- What you are asked to do -
Pictures in the data below are not part of the copy; transcribe everything else exactly.
___ Raw data ___
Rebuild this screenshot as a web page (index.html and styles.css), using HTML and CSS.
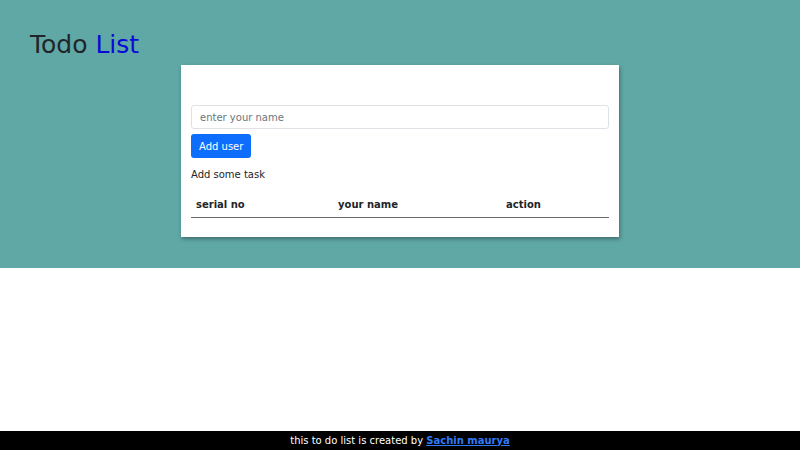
FILE: index.html
```html
<!DOCTYPE html>
<html lang="en">
<head>
<meta charset="utf-8">
<title>Todo List</title>
<link rel="stylesheet" href="styles.css">
</head>
<body>
<div class="page">
  <section class="hero">
    <h1 class="title">Todo <span class="accent">List</span></h1>
    <div class="card">
      <input class="name-input" type="text" placeholder="enter your name">
      <button class="btn" type="button">Add user</button>
      <p class="hint">Add some task</p>
      <table class="tasks">
        <thead>
          <tr>
            <th class="col-serial">serial no</th>
            <th class="col-name">your name</th>
            <th class="col-action">action</th>
          </tr>
        </thead>
        <tbody></tbody>
      </table>
    </div>
  </section>
  <main class="spacer"></main>
  <footer class="footer">this to do list is created by <a href="#" class="author">Sachin maurya</a></footer>
</div>
</body>
</html>
```

FILE: styles.css
```css
* { box-sizing: border-box; }
html, body { margin: 0; padding: 0; }
body {
  font-family: "DejaVu Sans", sans-serif;
  font-size: 10px;
  color: #212529;
  background: #ffffff;
}
.page {
  min-height: 100vh;
  display: flex;
  flex-direction: column;
}
.hero {
  background: #5fa8a6;
  height: 268px;
  padding: 30px 30px 0;
}
.title {
  margin: 0;
  font-size: 25px;
  font-weight: 400;
  line-height: 30px;
  color: #212529;
}
.accent { color: #0a0ad8; }
.card {
  width: 438px;
  margin: 5px auto 0;
  background: #ffffff;
  padding: 40px 10px 19px;
  box-shadow: 1px 2px 4px rgba(0, 0, 0, 0.35);
  display: flex;
  flex-direction: column;
  align-items: flex-start;
}
.name-input {
  width: 100%;
  height: 24px;
  border: 1px solid #dee2e6;
  border-radius: 3px;
  padding: 0 8px;
  font-family: inherit;
  font-size: 10px;
  color: #212529;
}
.name-input::placeholder { color: #6c757d; }
.btn {
  margin-top: 5px;
  height: 24px;
  padding: 0 8px;
  border: 0;
  border-radius: 3px;
  background: #0d6efd;
  color: #ffffff;
  font-family: inherit;
  font-size: 10px;
}
.hint {
  margin: 11px 0 0;
  line-height: 12px;
}
.tasks {
  width: 100%;
  margin-top: 14px;
  border-collapse: collapse;
}
.tasks th {
  text-align: left;
  font-weight: 700;
  padding: 4px 5px 6px;
  border-bottom: 1.5px solid #6a6a6a;
  line-height: 12px;
}
.col-serial { width: 142px; }
.col-name { width: 168px; }
.spacer { flex: 1; }
.footer {
  background: #000000;
  color: #ffffff;
  text-align: center;
  height: 19px;
  line-height: 19px;
  font-size: 10px;
}
.author {
  color: #2f7bf5;
  font-weight: 700;
  text-decoration: underline;
}
```
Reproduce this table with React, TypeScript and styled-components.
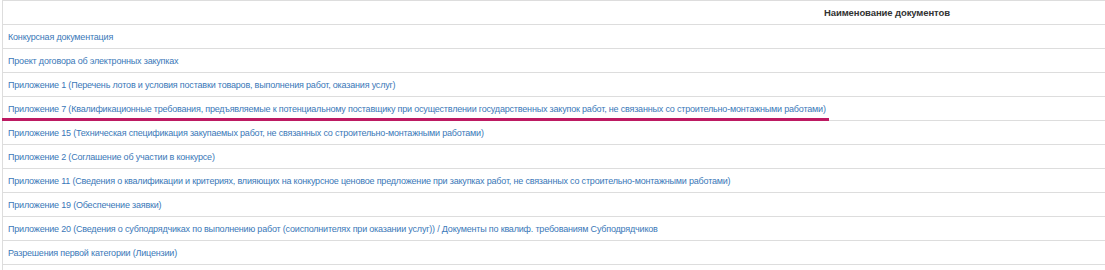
import React from "react";
import styled, { createGlobalStyle } from "styled-components";

const GlobalStyle = createGlobalStyle`
  html, body {
    margin: 0;
    padding: 0;
    background: #ffffff;
    overflow: hidden;
  }
  body {
    font-family: "Liberation Sans", Arial, sans-serif;
  }
`;

const documents = [
  "Конкурсная документация",
  "Проект договора об электронных закупках",
  "Приложение 1 (Перечень лотов и условия поставки товаров, выполнения работ, оказания услуг)",
  "Приложение 7 (Квалификационные требования, предъявляемые к потенциальному поставщику при осуществлении государственных закупок работ, не связанных со строительно-монтажными работами)",
  "Приложение 15 (Техническая спецификация закупаемых работ, не связанных со строительно-монтажными работами)",
  "Приложение 2 (Соглашение об участии в конкурсе)",
  "Приложение 11 (Сведения о квалификации и критериях, влияющих на конкурсное ценовое предложение при закупках работ, не связанных со строительно-монтажными работами)",
  "Приложение 19 (Обеспечение заявки)",
  "Приложение 20 (Сведения о субподрядчиках по выполнению работ (соисполнителях при оказании услуг)) / Документы по квалиф. требованиям Субподрядчиков",
  "Разрешения первой категории (Лицензии)",
];

const HIGHLIGHTED = 3;

function App() {
  return (
    <>
      <GlobalStyle />
      <Page>
        <Table>
          <HeaderRow>
            <HeaderCell>Наименование документов</HeaderCell>
          </HeaderRow>
          {documents.map((doc, i) => (
            <Row key={i}>
              <DocLink href="#" $marked={i === HIGHLIGHTED}>
                {doc}
              </DocLink>
            </Row>
          ))}
          <Row />
        </Table>
      </Page>
    </>
  );
}

const Page = styled.div`
  width: 1105px;
  height: 270px;
  overflow: hidden;
`;

const Table = styled.div`
  width: 1768px;
  margin-left: 2px;
  display: flex;
  flex-direction: column;
  border-top: 1px solid #dddddd;
  border-left: 1px solid #dddddd;
`;

const HeaderRow = styled.div`
  height: 23px;
  display: flex;
  align-items: center;
  justify-content: center;
  border-bottom: 1px solid #dddddd;
`;

const HeaderCell = styled.div`
  font-size: 9.5px;
  font-weight: bold;
  letter-spacing: -0.1px;
  color: #333333;
`;

const Row = styled.div`
  height: 23px;
  display: flex;
  align-items: center;
  padding-left: 5px;
  border-bottom: 1px solid #dddddd;
  position: relative;
`;

const DocLink = styled.a<{ $marked?: boolean }>`
  font-size: 9px;
  letter-spacing: -0.19px;
  color: #3a78b8;
  text-decoration: none;
  white-space: nowrap;
  position: relative;

  ${(p) =>
    p.$marked &&
    `
    &::after {
      content: "";
      position: absolute;
      left: -6px;
      right: -3px;
      bottom: -7px;
      height: 3px;
      background: #bd1a62;
    }
  `}
`;

export default App;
___
- Correct output -
Rebuild this screenshot as a web page (index.html and styles.css), using HTML and CSS.
FILE: index.html
```html
<!DOCTYPE html>
<html lang="en">
<head>
<meta charset="utf-8">
<title>Todo List</title>
<link rel="stylesheet" href="styles.css">
</head>
<body>
<div class="page">
  <section class="hero">
    <h1 class="title">Todo <span class="accent">List</span></h1>
    <div class="card">
      <input class="name-input" type="text" placeholder="enter your name">
      <button class="btn" type="button">Add user</button>
      <p class="hint">Add some task</p>
      <table class="tasks">
        <thead>
          <tr>
            <th class="col-serial">serial no</th>
            <th class="col-name">your name</th>
            <th class="col-action">action</th>
          </tr>
        </thead>
        <tbody></tbody>
      </table>
    </div>
  </section>
  <main class="spacer"></main>
  <footer class="footer">this to do list is created by <a href="#" class="author">Sachin maurya</a></footer>
</div>
</body>
</html>
```

FILE: styles.css
```css
* { box-sizing: border-box; }
html, body { margin: 0; padding: 0; }
body {
  font-family: "DejaVu Sans", sans-serif;
  font-size: 10px;
  color: #212529;
  background: #ffffff;
}
.page {
  min-height: 100vh;
  display: flex;
  flex-direction: column;
}
.hero {
  background: #5fa8a6;
  height: 268px;
  padding: 30px 30px 0;
}
.title {
  margin: 0;
  font-size: 25px;
  font-weight: 400;
  line-height: 30px;
  color: #212529;
}
.accent { color: #0a0ad8; }
.card {
  width: 438px;
  margin: 5px auto 0;
  background: #ffffff;
  padding: 40px 10px 19px;
  box-shadow: 1px 2px 4px rgba(0, 0, 0, 0.35);
  display: flex;
  flex-direction: column;
  align-items: flex-start;
}
.name-input {
  width: 100%;
  height: 24px;
  border: 1px solid #dee2e6;
  border-radius: 3px;
  padding: 0 8px;
  font-family: inherit;
  font-size: 10px;
  color: #212529;
}
.name-input::placeholder { color: #6c757d; }
.btn {
  margin-top: 5px;
  height: 24px;
  padding: 0 8px;
  border: 0;
  border-radius: 3px;
  background: #0d6efd;
  color: #ffffff;
  font-family: inherit;
  font-size: 10px;
}
.hint {
  margin: 11px 0 0;
  line-height: 12px;
}
.tasks {
  width: 100%;
  margin-top: 14px;
  border-collapse: collapse;
}
.tasks th {
  text-align: left;
  font-weight: 700;
  padding: 4px 5px 6px;
  border-bottom: 1.5px solid #6a6a6a;
  line-height: 12px;
}
.col-serial { width: 142px; }
.col-name { width: 168px; }
.spacer { flex: 1; }
.footer {
  background: #000000;
  color: #ffffff;
  text-align: center;
  height: 19px;
  line-height: 19px;
  font-size: 10px;
}
.author {
  color: #2f7bf5;
  font-weight: 700;
  text-decoration: underline;
}
```
Reproduce this table with React, TypeScript and styled-components.
import React from "react";
import styled, { createGlobalStyle } from "styled-components";

const GlobalStyle = createGlobalStyle`
  html, body {
    margin: 0;
    padding: 0;
    background: #ffffff;
    overflow: hidden;
  }
  body {
    font-family: "Liberation Sans", Arial, sans-serif;
  }
`;

const documents = [
  "Конкурсная документация",
  "Проект договора об электронных закупках",
  "Приложение 1 (Перечень лотов и условия поставки товаров, выполнения работ, оказания услуг)",
  "Приложение 7 (Квалификационные требования, предъявляемые к потенциальному поставщику при осуществлении государственных закупок работ, не связанных со строительно-монтажными работами)",
  "Приложение 15 (Техническая спецификация закупаемых работ, не связанных со строительно-монтажными работами)",
  "Приложение 2 (Соглашение об участии в конкурсе)",
  "Приложение 11 (Сведения о квалификации и критериях, влияющих на конкурсное ценовое предложение при закупках работ, не связанных со строительно-монтажными работами)",
  "Приложение 19 (Обеспечение заявки)",
  "Приложение 20 (Сведения о субподрядчиках по выполнению работ (соисполнителях при оказании услуг)) / Документы по квалиф. требованиям Субподрядчиков",
  "Разрешения первой категории (Лицензии)",
];

const HIGHLIGHTED = 3;

function App() {
  return (
    <>
      <GlobalStyle />
      <Page>
        <Table>
          <HeaderRow>
            <HeaderCell>Наименование документов</HeaderCell>
          </HeaderRow>
          {documents.map((doc, i) => (
            <Row key={i}>
              <DocLink href="#" $marked={i === HIGHLIGHTED}>
                {doc}
              </DocLink>
            </Row>
          ))}
          <Row />
        </Table>
      </Page>
    </>
  );
}

const Page = styled.div`
  width: 1105px;
  height: 270px;
  overflow: hidden;
`;

const Table = styled.div`
  width: 1768px;
  margin-left: 2px;
  display: flex;
  flex-direction: column;
  border-top: 1px solid #dddddd;
  border-left: 1px solid #dddddd;
`;

const HeaderRow = styled.div`
  height: 23px;
  display: flex;
  align-items: center;
  justify-content: center;
  border-bottom: 1px solid #dddddd;
`;

const HeaderCell = styled.div`
  font-size: 9.5px;
  font-weight: bold;
  letter-spacing: -0.1px;
  color: #333333;
`;

const Row = styled.div`
  height: 23px;
  display: flex;
  align-items: center;
  padding-left: 5px;
  border-bottom: 1px solid #dddddd;
  position: relative;
`;

const DocLink = styled.a<{ $marked?: boolean }>`
  font-size: 9px;
  letter-spacing: -0.19px;
  color: #3a78b8;
  text-decoration: none;
  white-space: nowrap;
  position: relative;

  ${(p) =>
    p.$marked &&
    `
    &::after {
      content: "";
      position: absolute;
      left: -6px;
      right: -3px;
      bottom: -7px;
      height: 3px;
      background: #bd1a62;
    }
  `}
`;

export default App;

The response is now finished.